Before touching code or configuring load balancers, engineers must understand the finalized cryptographic landscape. In August 2024, the National Institute of Standards and Technology (NIST) published the finalized standards for post-quantum cryptography, specifically:

• FIPS 203 (ML-KEM): Module-Lattice-Based Key-Encapsulation Mechanism (formerly CRYSTALS-Kyber), designed for general encryption and key establishment.
• FIPS 204 (ML-DSA): Module-Lattice-Based Digital Signature Algorithm (formerly CRYSTALS-Dilithium), designed for identity authentication and digital signatures.
• FIPS 205 (SLH-DSA): Stateless Hash-Based Digital Signature Algorithm (formerly SPHINCS+), serving as a fallback signature scheme.

The Hybrid Approach

A critical rule in modern cryptographic migration is never to abandon classical cryptography immediately. The National Security Agency (NSA), the German Federal Office for Information Security (BSI), and the Internet Engineering Task Force (IETF) universally recommend a Hybrid Key Exchange.

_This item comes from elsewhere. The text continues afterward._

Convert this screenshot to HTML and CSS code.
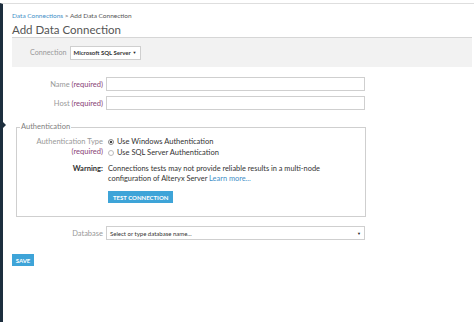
FILE: index.html
```html
<!DOCTYPE html>
<html lang="en">
<head>
  <meta charset="UTF-8" />
  <title>Add Data Connection</title>
  <link rel="stylesheet" href="styles.css">
</head>
<body>
  <div class="app">
    <span class="pointer"></span>
    <div class="page">
      <div class="crumbs"><a href="#">Data Connections</a> &gt; Add Data Connection</div>
      <h1>Add Data Connection</h1>

      <div class="panel">
        <span class="panel-label">Connection</span>
        <div class="select small">Microsoft SQL Server <span class="caret">▼</span></div>
      </div>

      <div class="rows">
        <div class="row">
          <label>Name <span class="req">(required)</span></label>
          <div class="input"></div>
        </div>
        <div class="row">
          <label>Host <span class="req">(required)</span></label>
          <div class="input"></div>
        </div>
      </div>

      <fieldset class="auth">
        <legend>Authentication</legend>
        <div class="row top">
          <label>Authentication Type<br><span class="req">(required)</span></label>
          <div class="radios">
            <div class="radio"><span class="dot on"></span>Use Windows Authentication</div>
            <div class="radio"><span class="dot"></span>Use SQL Server Authentication</div>
          </div>
        </div>
        <div class="row top warn">
          <label class="strong">Warning:</label>
          <p>Connections tests may not provide reliable results in a multi-node<br>configuration of Alteryx Server <a href="#">Learn more...</a></p>
        </div>
        <div class="row top">
          <label></label>
          <button class="btn">TEST CONNECTION</button>
        </div>
      </fieldset>

      <div class="row db">
        <label>Database</label>
        <div class="select wide">Select or type database name... <span class="caret">▼</span></div>
      </div>

      <button class="btn save">SAVE</button>
    </div>
  </div>
</body>
</html>
```

FILE: styles.css
```css
html, body {
  margin: 0;
  padding: 0;
  background: #fff;
}

body {
  font-family: Lato, 'Open Sans', sans-serif;
  color: #444;
  padding-top: 3px;
}

.app {
  position: relative;
  border-top: 1px solid #dedede;
  border-left: 3px solid #1d2e3e;
  min-height: calc(100vh - 4px);
}

/* small arrow on the left rail */
.pointer {
  position: absolute;
  left: 0;
  top: 118px;
  width: 0;
  height: 0;
  border-top: 3px solid transparent;
  border-bottom: 3px solid transparent;
  border-left: 3px solid #1d2e3e;
}

.page {
  padding: 7px 2px 0 9px;
}

a {
  color: #3f8fc7;
  text-decoration: none;
}

.crumbs {
  font-size: 6.5px;
  line-height: 10px;
  color: #555;
}

h1 {
  margin: 2px 0 0 0;
  font-size: 11.5px;
  line-height: 14px;
  font-weight: 400;
  color: #555;
}

.panel {
  height: 29px;
  border-top: 1px solid #d6d6d6;
  background: #f2f2f2;
  display: flex;
  align-items: center;
  padding-left: 18px;
}

.panel-label {
  font-size: 7.2px;
  color: #999;
  margin-right: 3px;
}

.select {
  box-sizing: border-box;
  height: 14px;
  border: 1px solid #cfcfcf;
  background: #fff;
  font-size: 6px;
  color: #333;
  display: flex;
  align-items: center;
  padding: 0 3px;
}

.select.small {
  width: 71px;
  font-weight: 700;
}

.select.wide {
  width: 259px;
}

.caret {
  margin-left: auto;
  font-size: 4px;
  color: #222;
}

.rows {
  margin-top: 10px;
  display: flex;
  flex-direction: column;
  gap: 5px;
}

.row {
  display: flex;
  align-items: center;
}

.row label {
  width: 91px;
  margin-right: 3px;
  text-align: right;
  font-size: 7.5px;
  color: #999;
  flex-shrink: 0;
}

.req {
  color: #8a3f76;
}

.input {
  box-sizing: border-box;
  width: 259px;
  height: 14px;
  border: 1px solid #cfcfcf;
  background: #fff;
}

.auth {
  margin: 13px 0 0 4px;
  width: 350px;
  box-sizing: border-box;
  border: 1px solid #cfcfcf;
  padding: 6px 0 13px 0;
}

.auth legend {
  font-size: 7.5px;
  color: #808080;
  padding: 0 1px;
  margin-left: 3px;
  line-height: 8px;
}

.auth .row label {
  width: 86px;
  margin-right: 5px;
  line-height: 9.5px;
}

.row.top {
  align-items: flex-start;
}

.radios {
  display: flex;
  flex-direction: column;
  gap: 1px;
  font-size: 7.5px;
  color: #333;
}

.radio {
  display: flex;
  align-items: center;
  line-height: 10px;
}

.dot {
  width: 4px;
  height: 4px;
  border: 1px solid #bbb;
  border-radius: 50%;
  margin-right: 3px;
  background: #fff;
}

.dot.on {
  background: radial-gradient(circle, #444 0 1.3px, #fff 1.6px);
  border-color: #888;
}

.warn {
  margin-top: 6px;
}

.auth .row label.strong {
  color: #333;
  font-weight: 700;
}

.warn p {
  margin: 0;
  font-size: 7.4px;
  line-height: 9.5px;
  color: #333;
}

.btn {
  border: none;
  background: #3ea4d8;
  color: #fff;
  font-family: Lato, 'Open Sans', sans-serif;
  font-size: 6px;
  font-weight: 700;
  height: 12px;
  padding: 0 5px;
  margin-top: 8px;
  cursor: pointer;
}

.db {
  margin-top: 9px;
}

.save {
  display: block;
  margin-top: 14px;
  width: 22px;
  padding: 0;
}
```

As defined in IETF RFC 9370 (TLS 1.3 Extension for Multiple Key Exchanges), a hybrid approach combines a classical algorithm (like X25519) with a post-quantum algorithm (like ML-KEM-768). The resulting shared secret is mathematically combined, ensuring that an attacker must break both the classical curve and the post-quantum lattice to compromise the session.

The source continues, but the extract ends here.